When I went to visit my parents at Christmas, I didn't have room or time to take my full tower case with me. But I pulled my hard drive (on which I had already downloaded EIPA drivers) on my main machine and took the EIPA instead. I had a big collection of DS9 episodes in various formats (DivX, wsf, other .avi, maybe even mpeg). Anyway, I didn't think they'd play very well on this machine, but they worked great in 640x480. Any higher resolution had problems playing, but it can handle any video of lower resulotion than that. Unfortunately, this doesn't include DVDs, they're watchable, but it tends to skip. But then again, I have the 533 MHz model, since it didn't require a fan, and I want a totally silent machine. If you can put up with a small fan on the 800 MHz version, I imagine it wouldn't have any troubles with DVDs. I honestly didn't expect to be able to play DVDs at all, but for as well as it did, I bet the little extra horsepower of a 800 MHz machine would be sufficient to play quite well.

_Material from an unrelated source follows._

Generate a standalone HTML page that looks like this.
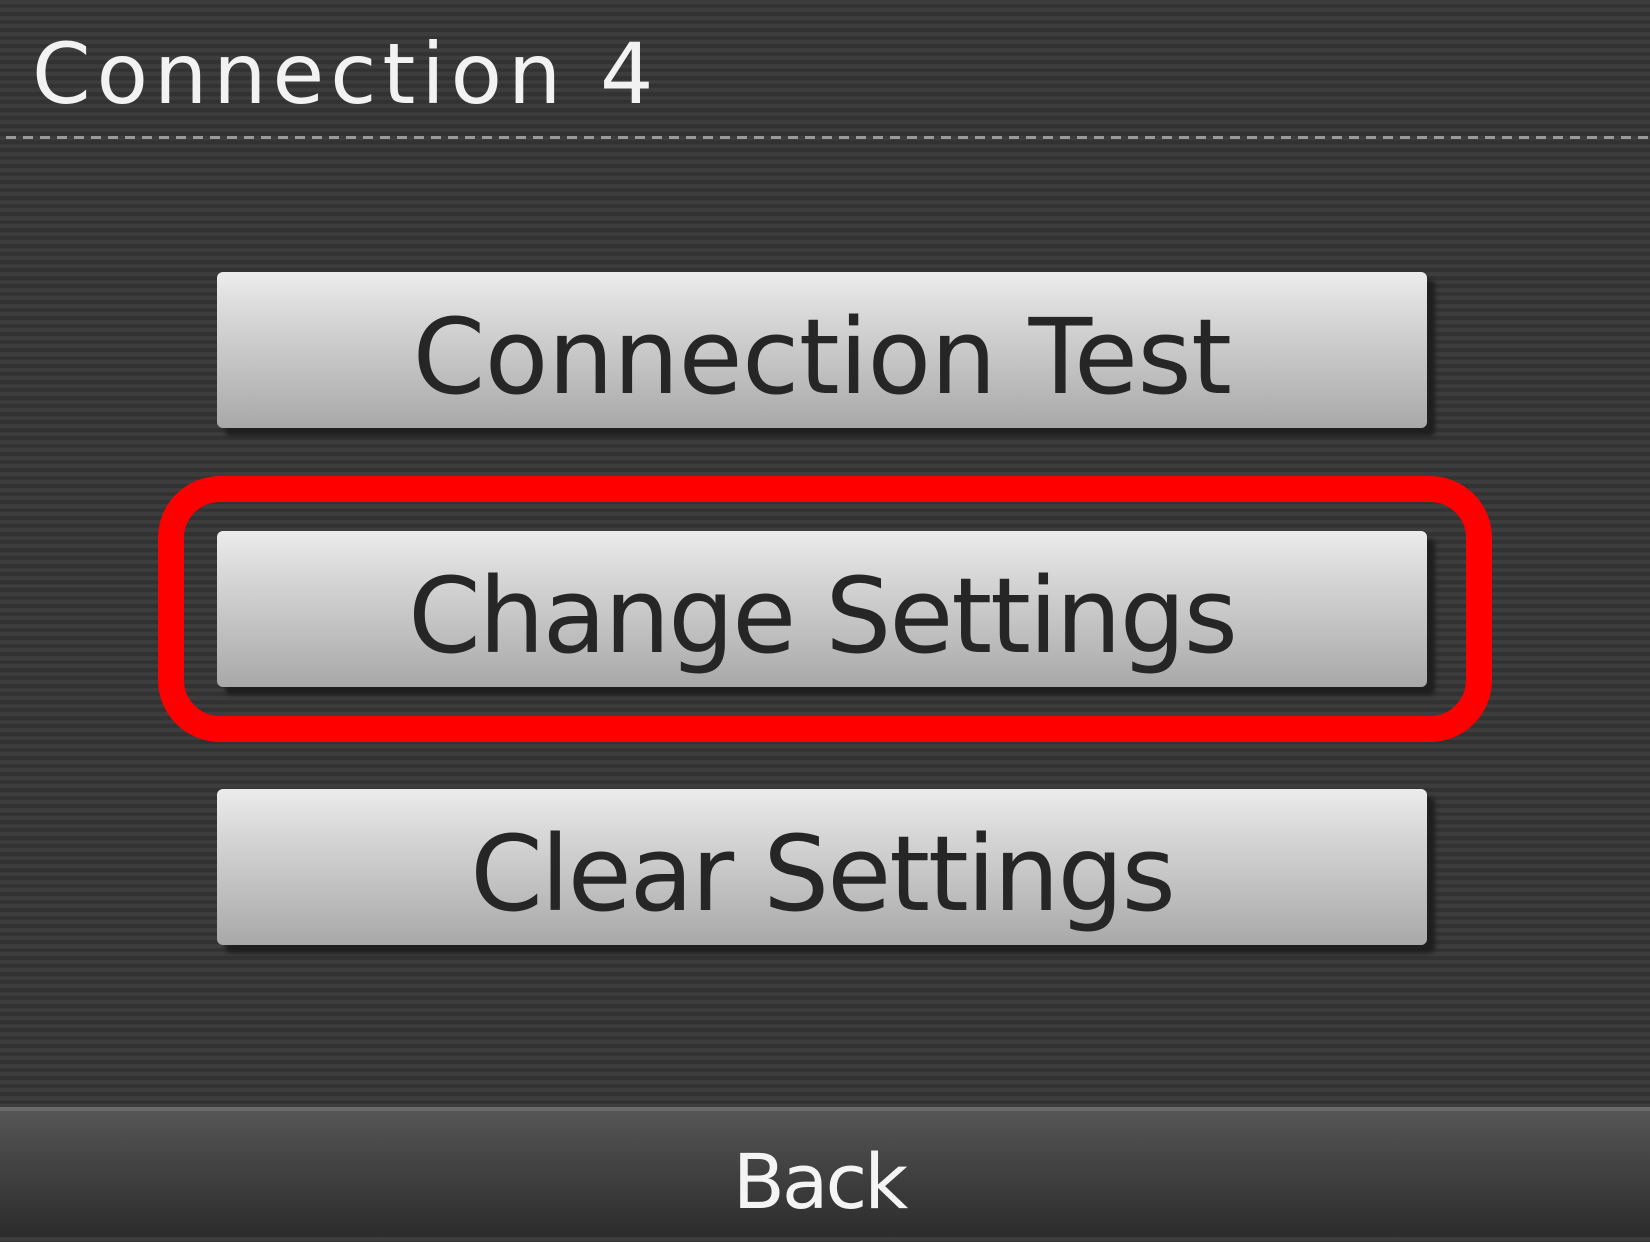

I was using VGA for output, for some reason I couldn't enable the TV output, I still haven't figured out why, but I only tried a couple times. I was using it under Windows 98, and when I tried playing DVDs, I used PowerDVD with hardware accelleration, and it was kind of jerky. One thing I might mention, I was using PC100 memory instead of PC133 memory, so that might have made things slower. But DVDs were far worse than the "soft codec" decoding. Like I said, it had problems with any video at 800x600, and DVDs normally decode to 800x600, so it was having to scale the image down to 640x480, whereas the other codecs were scaling the video up to 640x480. I was almost tempted to start ripping my DVDs just so I could watch them in good quality, but I would want a lot heaftier processor than a 533 C3 for DVD ripping/encoding.
I was unable to boot into Linux, but this is most likely because I had compiled my kernal with Celeron (Coppermine) support, and it gave me a bunch of illegal instruction errors, so I can't report on any Linux video playback.
See mini-itx.com for a much more complete list of products and reviews.
(Top left corner: "Tom takes notice", referring to the belated nature of the Tom's Hardware article.)